Abstract

Impact studies have contributed to a better integrated scientific understanding of the climate and environment of the Amazon, in the present, past, and future. This work aims to describe the regional impacts of human-induced landcover changes on the RAINY (January to April) and DRY (July to November) regime of the Metropolitan Region of Belém (MRB), the first frontier of Amazonian occupation. Furthermore, a dynamic downscaling (RegCM4 driven by HadGEM2-ES under the RCP8.5 scenario) was performed to investigate future global climate change impacts. A present climate (1985/2020) quantitative analysis showed that the disorderly urban enlargement in Belém and the forest suppression that led to the uncontrolled expansion of pasture/agriculture area over MRB has conditioned a local warmer climate with a significant increasing air temperature trend in both seasonal regimes.

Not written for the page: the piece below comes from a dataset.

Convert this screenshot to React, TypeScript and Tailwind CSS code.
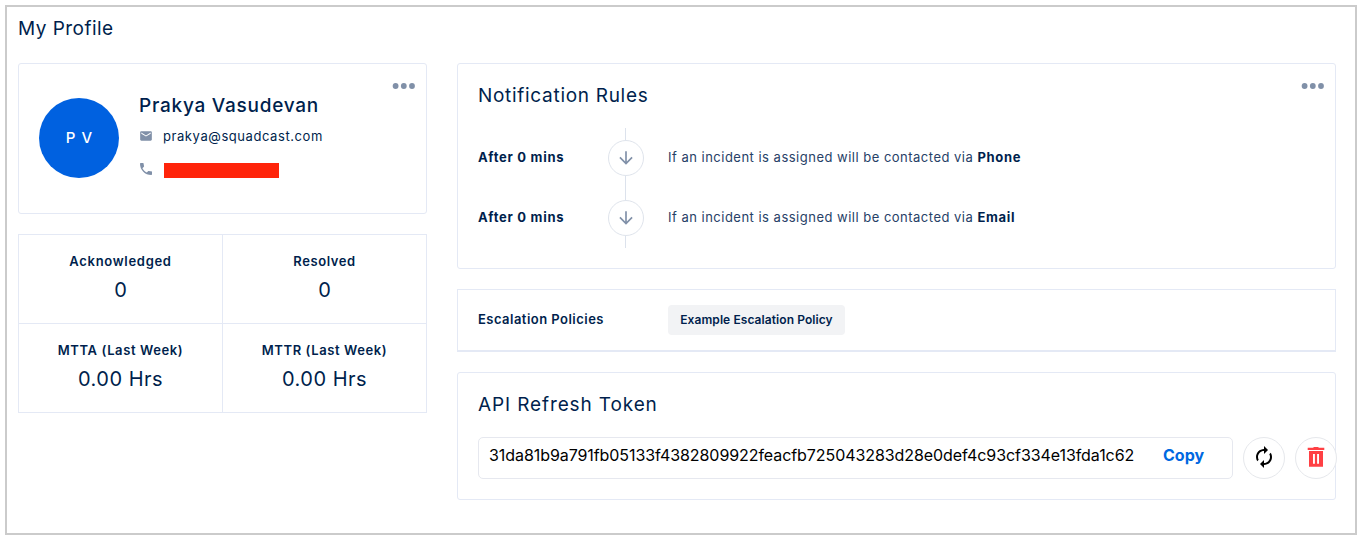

Another clear piece of evidence was the systematic intensification of the precipitation during the RAINY period. RegCM4 simulations indicate that the region will be impacted by the global climate change, such that warmer conditions in the DRY and intensified rainfall in the RAINY regime are expected to persist in the coming decades (2021/2045). Our findings for the MRB (area 3565 km2 for a population about 2.5 million inhabitants) are relevant and should be considered in the tasks of long-term planning and elaboration of advanced strategies to mitigate future climate-related risks and urban disaster management.